Matthew J. Kmiecik & Ekarin E. Pongpipat

Published

June 7, 2018

Tip

We have since upgraded this shiny app to a shiny dashboard. Click here to see it!

Purpose

This post serves as a brief overview of the difference between bootstrapping and permutation testing with a shiny app to visualize their differences. The example statistic we use here is a correlation; however, these techniques can be extended to a variety of statistics (e.g., t-test, ANOVA, PCA).

Shiny App

Here’s the shiny app used to illustrate these concepts. Click here to see the app in full screen.

knitr::include_app(
  "https://mattkmiecik.shinyapps.io/boot-perm-app/", height = "1400px"
  )

Bootstrapping

When you think of boostrapping, think confidence intervals. Bootstrapping samples observations with replacement without breaking the relationship between measures (e.g., X and Y). The number of samples is equal to the number of observations (i.e., sample size). After sampling with replacement is finished, the statistic of interest, such as a correlation, is computed and stored.

Tip

When you think of boostrapping, think confidence intervals.

This process explained above is then repeated hundreds or thousands of iterations resulting in a distribution of values for your statistic of interest. This distibution will be centered about the original statistical value that you computed before any resampling occured. In other words, the mean of these stored values will equal your observed statistic.

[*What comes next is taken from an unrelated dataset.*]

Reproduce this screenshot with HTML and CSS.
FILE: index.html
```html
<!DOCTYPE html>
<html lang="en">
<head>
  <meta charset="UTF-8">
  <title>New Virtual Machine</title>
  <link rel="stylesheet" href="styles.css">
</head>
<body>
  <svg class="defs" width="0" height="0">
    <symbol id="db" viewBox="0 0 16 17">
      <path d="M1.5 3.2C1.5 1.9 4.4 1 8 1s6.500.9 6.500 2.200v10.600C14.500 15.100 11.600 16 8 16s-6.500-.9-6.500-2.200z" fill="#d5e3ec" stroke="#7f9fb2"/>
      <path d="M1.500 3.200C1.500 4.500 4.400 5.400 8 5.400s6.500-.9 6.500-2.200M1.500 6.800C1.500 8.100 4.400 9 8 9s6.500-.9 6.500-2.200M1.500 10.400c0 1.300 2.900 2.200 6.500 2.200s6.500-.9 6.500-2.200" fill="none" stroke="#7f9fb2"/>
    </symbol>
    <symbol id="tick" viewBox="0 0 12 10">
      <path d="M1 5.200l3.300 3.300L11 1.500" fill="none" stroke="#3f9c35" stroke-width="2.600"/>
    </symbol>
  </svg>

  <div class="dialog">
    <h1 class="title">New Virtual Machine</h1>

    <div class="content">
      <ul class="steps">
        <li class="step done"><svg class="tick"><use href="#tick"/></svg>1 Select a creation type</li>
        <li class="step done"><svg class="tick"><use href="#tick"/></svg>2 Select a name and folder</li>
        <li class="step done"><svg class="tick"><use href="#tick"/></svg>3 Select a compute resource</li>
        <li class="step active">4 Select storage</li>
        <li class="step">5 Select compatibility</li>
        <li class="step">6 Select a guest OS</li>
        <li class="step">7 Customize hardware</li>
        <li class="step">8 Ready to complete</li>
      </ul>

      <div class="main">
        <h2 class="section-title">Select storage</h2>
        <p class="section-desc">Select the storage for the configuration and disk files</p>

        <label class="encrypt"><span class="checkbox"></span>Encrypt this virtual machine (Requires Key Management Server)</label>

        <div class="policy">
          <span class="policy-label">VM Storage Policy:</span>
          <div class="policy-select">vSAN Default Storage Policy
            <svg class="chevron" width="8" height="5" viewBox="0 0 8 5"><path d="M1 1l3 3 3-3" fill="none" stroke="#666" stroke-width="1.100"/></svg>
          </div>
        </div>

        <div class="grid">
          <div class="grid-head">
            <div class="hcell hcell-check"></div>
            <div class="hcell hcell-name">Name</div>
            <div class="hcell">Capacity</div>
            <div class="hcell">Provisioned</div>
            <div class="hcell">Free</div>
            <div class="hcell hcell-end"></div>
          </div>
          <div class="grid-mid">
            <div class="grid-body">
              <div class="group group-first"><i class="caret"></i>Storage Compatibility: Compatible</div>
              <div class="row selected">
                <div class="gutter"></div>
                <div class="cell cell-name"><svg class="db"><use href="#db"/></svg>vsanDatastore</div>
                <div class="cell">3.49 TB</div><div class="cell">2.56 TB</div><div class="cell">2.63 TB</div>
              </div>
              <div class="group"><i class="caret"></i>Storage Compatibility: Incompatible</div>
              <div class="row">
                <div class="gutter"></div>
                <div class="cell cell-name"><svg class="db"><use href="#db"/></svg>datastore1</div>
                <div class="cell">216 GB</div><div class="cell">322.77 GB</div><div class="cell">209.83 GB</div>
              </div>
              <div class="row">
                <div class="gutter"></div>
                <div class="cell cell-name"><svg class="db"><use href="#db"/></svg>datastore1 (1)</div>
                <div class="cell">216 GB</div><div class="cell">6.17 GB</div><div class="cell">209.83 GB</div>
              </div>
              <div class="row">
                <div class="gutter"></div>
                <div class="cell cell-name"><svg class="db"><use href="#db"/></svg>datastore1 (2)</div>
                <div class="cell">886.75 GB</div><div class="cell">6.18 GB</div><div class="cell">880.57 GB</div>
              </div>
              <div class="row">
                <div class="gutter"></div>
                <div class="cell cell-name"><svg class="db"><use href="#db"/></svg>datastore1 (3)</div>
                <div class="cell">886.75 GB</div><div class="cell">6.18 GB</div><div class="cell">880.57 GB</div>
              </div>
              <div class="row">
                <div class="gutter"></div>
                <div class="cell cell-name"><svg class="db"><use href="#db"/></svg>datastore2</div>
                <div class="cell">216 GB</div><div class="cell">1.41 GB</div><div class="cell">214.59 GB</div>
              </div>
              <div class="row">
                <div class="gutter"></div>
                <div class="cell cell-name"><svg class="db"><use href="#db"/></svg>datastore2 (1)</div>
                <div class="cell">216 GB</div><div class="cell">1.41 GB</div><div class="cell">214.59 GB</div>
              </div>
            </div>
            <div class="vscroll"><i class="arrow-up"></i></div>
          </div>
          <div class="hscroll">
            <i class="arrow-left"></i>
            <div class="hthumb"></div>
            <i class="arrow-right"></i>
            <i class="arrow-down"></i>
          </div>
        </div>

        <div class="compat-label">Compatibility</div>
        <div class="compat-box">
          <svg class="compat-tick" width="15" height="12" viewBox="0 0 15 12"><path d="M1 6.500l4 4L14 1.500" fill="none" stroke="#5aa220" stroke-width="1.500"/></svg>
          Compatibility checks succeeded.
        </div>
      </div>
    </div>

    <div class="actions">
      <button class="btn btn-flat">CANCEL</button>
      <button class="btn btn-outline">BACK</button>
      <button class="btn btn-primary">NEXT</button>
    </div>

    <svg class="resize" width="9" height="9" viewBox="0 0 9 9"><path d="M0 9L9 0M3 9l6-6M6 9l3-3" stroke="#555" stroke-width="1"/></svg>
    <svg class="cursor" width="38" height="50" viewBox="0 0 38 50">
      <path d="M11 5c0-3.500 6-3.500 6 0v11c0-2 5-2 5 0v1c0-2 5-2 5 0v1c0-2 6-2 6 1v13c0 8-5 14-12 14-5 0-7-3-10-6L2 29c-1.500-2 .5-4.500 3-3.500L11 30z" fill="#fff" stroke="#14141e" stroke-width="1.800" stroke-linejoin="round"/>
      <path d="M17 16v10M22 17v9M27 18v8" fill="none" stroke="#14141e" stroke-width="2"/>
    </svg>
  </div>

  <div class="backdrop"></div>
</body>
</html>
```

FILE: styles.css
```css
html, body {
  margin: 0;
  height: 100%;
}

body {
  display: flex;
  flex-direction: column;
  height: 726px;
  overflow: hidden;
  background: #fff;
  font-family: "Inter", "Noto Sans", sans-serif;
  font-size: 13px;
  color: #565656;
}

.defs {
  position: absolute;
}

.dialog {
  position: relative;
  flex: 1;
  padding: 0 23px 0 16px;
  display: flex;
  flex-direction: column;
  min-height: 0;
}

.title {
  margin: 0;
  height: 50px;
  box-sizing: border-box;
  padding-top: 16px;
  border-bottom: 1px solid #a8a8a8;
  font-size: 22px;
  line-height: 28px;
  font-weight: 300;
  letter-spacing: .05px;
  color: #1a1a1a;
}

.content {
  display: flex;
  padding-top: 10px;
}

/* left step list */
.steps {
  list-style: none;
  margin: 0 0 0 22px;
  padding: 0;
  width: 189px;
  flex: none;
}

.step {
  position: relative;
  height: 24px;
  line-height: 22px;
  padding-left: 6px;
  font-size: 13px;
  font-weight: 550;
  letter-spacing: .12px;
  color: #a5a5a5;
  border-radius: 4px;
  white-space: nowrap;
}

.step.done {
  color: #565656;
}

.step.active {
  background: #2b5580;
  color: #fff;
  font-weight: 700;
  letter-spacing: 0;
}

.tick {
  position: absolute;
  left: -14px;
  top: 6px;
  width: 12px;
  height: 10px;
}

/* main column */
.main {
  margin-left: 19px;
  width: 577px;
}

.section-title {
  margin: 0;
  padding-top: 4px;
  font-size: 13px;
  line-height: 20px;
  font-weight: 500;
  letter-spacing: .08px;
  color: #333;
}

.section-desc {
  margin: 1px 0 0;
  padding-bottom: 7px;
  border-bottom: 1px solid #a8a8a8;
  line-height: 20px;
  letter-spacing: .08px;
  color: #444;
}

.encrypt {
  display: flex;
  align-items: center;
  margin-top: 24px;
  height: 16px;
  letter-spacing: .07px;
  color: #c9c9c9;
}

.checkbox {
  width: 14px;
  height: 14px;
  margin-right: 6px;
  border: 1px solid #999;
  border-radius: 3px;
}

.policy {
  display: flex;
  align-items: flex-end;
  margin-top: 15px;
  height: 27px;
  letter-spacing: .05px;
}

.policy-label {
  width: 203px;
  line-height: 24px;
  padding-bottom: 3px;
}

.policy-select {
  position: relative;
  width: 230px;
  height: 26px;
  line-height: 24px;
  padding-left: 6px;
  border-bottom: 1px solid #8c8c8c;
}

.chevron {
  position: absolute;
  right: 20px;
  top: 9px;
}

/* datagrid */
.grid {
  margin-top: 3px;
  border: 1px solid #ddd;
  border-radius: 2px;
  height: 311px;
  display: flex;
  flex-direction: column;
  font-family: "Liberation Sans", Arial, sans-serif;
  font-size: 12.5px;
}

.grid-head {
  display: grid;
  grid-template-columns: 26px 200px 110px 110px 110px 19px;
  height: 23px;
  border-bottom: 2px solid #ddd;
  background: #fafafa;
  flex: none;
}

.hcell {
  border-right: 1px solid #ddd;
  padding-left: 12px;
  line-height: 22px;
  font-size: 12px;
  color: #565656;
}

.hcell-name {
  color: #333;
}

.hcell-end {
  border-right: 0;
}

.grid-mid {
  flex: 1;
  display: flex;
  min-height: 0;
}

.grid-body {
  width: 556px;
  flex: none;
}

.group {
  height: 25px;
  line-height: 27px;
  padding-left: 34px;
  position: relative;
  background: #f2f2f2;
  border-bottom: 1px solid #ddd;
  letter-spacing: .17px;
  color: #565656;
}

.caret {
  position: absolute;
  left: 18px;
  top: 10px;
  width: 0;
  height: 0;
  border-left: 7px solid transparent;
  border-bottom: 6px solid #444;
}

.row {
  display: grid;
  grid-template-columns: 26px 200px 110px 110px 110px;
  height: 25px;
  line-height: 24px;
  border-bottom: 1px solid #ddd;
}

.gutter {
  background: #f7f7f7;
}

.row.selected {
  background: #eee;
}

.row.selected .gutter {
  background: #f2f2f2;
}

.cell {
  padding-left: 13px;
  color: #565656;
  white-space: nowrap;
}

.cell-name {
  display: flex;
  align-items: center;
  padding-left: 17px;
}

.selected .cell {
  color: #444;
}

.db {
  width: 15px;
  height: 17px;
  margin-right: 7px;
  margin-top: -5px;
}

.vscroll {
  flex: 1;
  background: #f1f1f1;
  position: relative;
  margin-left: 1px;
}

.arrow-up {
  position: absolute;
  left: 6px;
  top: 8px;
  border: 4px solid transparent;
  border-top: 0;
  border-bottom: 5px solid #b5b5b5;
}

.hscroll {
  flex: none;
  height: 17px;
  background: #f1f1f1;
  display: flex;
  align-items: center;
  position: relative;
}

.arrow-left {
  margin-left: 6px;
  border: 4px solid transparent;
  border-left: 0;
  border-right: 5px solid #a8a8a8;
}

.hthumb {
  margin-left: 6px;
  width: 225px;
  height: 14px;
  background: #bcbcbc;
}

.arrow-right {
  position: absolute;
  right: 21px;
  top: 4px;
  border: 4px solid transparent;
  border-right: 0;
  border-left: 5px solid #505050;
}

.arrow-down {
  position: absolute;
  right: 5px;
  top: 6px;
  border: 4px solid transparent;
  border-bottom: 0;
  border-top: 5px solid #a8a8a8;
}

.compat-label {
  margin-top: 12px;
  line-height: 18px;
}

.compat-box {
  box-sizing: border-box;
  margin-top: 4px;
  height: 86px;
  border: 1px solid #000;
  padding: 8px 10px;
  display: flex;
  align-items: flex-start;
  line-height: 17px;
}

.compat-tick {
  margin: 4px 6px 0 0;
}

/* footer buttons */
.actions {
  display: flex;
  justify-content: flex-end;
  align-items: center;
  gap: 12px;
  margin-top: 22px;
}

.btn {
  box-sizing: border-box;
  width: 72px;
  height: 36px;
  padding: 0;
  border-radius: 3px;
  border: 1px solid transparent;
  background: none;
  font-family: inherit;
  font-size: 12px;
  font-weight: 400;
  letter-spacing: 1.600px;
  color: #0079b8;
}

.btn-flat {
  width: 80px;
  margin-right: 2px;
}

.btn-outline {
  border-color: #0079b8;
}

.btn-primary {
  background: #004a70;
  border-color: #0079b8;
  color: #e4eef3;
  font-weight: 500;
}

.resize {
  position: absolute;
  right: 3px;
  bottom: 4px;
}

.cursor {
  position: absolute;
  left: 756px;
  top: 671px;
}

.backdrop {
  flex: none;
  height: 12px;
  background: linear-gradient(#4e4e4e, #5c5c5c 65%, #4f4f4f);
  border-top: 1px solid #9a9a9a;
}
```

As with any distribution, you can calculate what are the lower bounds and upper bounds of values for a given percentage. This percentage is determined by the researcher/statistician/hockey analyst enthusiast and is called a confidence interval (95% is a common confidence interval). These bounds are usually reported in square brackets in the format: confidence interval % [lowerbound, upper bound]. For example, “There was a positive correlation observed between X and Y, r = .31, 95% CI [.21, .41].”

Permutation Testing

When you think of permutation testing, think of p-values. Permutation testing does not sample observations with replacement, but instead breaks the relationship between measures (e.g., X and Y). This is done by shuffling/randomizing/sampling the observed data points for one variable, while keeping the other (or others) intact. In terms of correlation, this would mean that X would be shuffled within the sample, while Y remained the original values. After the responses for one variable are randomized the statistic of interest, such as a correlation, is computed and stored.

Tip

When you think of boostrapping, think confidence intervals.

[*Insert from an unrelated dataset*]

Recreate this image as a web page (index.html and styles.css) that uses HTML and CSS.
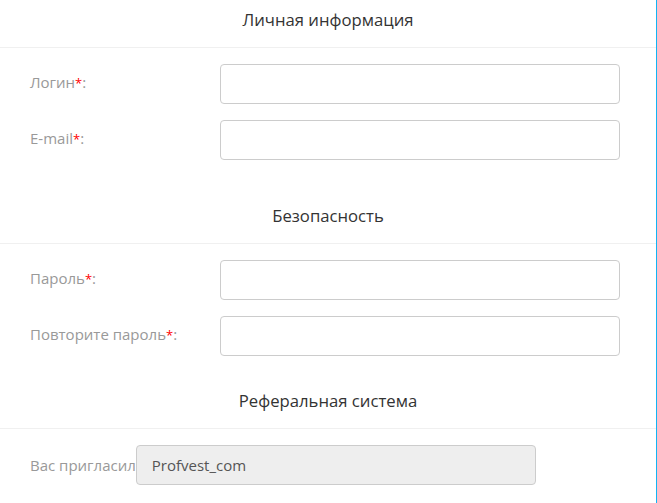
FILE: index.html
```html
<!DOCTYPE html>
<html lang="ru">
<head>
<meta charset="utf-8">
<link rel="stylesheet" href="styles.css">
</head>
<body>
<div class="page">
  <section class="section section-first">
    <h2 class="section-title">Личная информация</h2>
    <div class="section-body">
      <div class="row">
        <label class="label">Логин<span class="req">*</span>:</label>
        <input class="field" type="text">
      </div>
      <div class="row">
        <label class="label">E-mail<span class="req">*</span>:</label>
        <input class="field" type="text">
      </div>
    </div>
  </section>
  <section class="section section-second">
    <h2 class="section-title">Безопасность</h2>
    <div class="section-body">
      <div class="row">
        <label class="label">Пароль<span class="req">*</span>:</label>
        <input class="field" type="password">
      </div>
      <div class="row">
        <label class="label">Повторите пароль<span class="req">*</span>:</label>
        <input class="field" type="password">
      </div>
    </div>
  </section>
  <section class="section">
    <h2 class="section-title">Реферальная система</h2>
    <div class="section-body">
      <div class="row row-ref">
        <label class="label label-ref">Вас пригласил</label>
        <input class="field field-disabled" type="text" value="Profvest_com" disabled>
      </div>
    </div>
  </section>
</div>
</body>
</html>
```

FILE: styles.css
```css
html, body {
  margin: 0;
  padding: 0;
  background: #fff;
}
body {
  font-family: "Open Sans", Lato, sans-serif;
}
.page {
  width: 656px;
  min-height: 100vh;
  border-right: 1px solid #11b4f5;
  box-sizing: content-box;
}
.section-title {
  margin: 0;
  padding: 10px 0 17px;
  line-height: 20px;
  font-size: 16.7px;
  font-weight: 400;
  color: #333;
  text-align: center;
  border-bottom: 1px solid #f0f0f0;
}
.section-body {
  display: flex;
  flex-direction: column;
  gap: 16px;
  padding-top: 16px;
}
.section-first {
  padding-bottom: 36px;
}
.section-second {
  padding-bottom: 25px;
}
.row {
  display: flex;
  align-items: center;
  padding-left: 30px;
}
.label {
  width: 190px;
  font-size: 15px;
  line-height: 20px;
  margin-top: -3px;
  color: #999;
}
.req {
  color: #f00;
  font-size: 13px;
}
.field {
  width: 400px;
  height: 40px;
  box-sizing: border-box;
  border: 1px solid #ccc;
  border-radius: 4px;
  background: #fff;
  padding: 0 15px;
  font-family: inherit;
  font-size: 15px;
  color: #555;
  margin: 0;
}
.label-ref {
  width: auto;
  white-space: nowrap;
  margin-top: 0;
}
.field-disabled {
  background: #eee;
  -webkit-text-fill-color: #555;
  opacity: 1;
}
```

This process explained above is then repeated hundreds or thousands of iterations resulting in a distribution of values for your statistic of interest. This distibution will not be centered about the original statistic value that you computed before any shuffling occured, but rather will be centered around the null. In terms of correlation, a null distribution would center about r = 0; meaning no linear relationship between variables.

In other words, a null distribution is created by shuffling the values in X but not Y. This is because the relationship has been broken between X and Y.

A p-value is calculated by first counting the number of statistical values that are more extreme than your observed statistic. Put another way, how many times did the statistical value that emerged from a “null distribution” surpass your original computed statistic (before any shuffling). Then, you take the number of times that the null distribution is more extreme than your original value and divide it by the number of permutation iterations (number of observations in your null distribution).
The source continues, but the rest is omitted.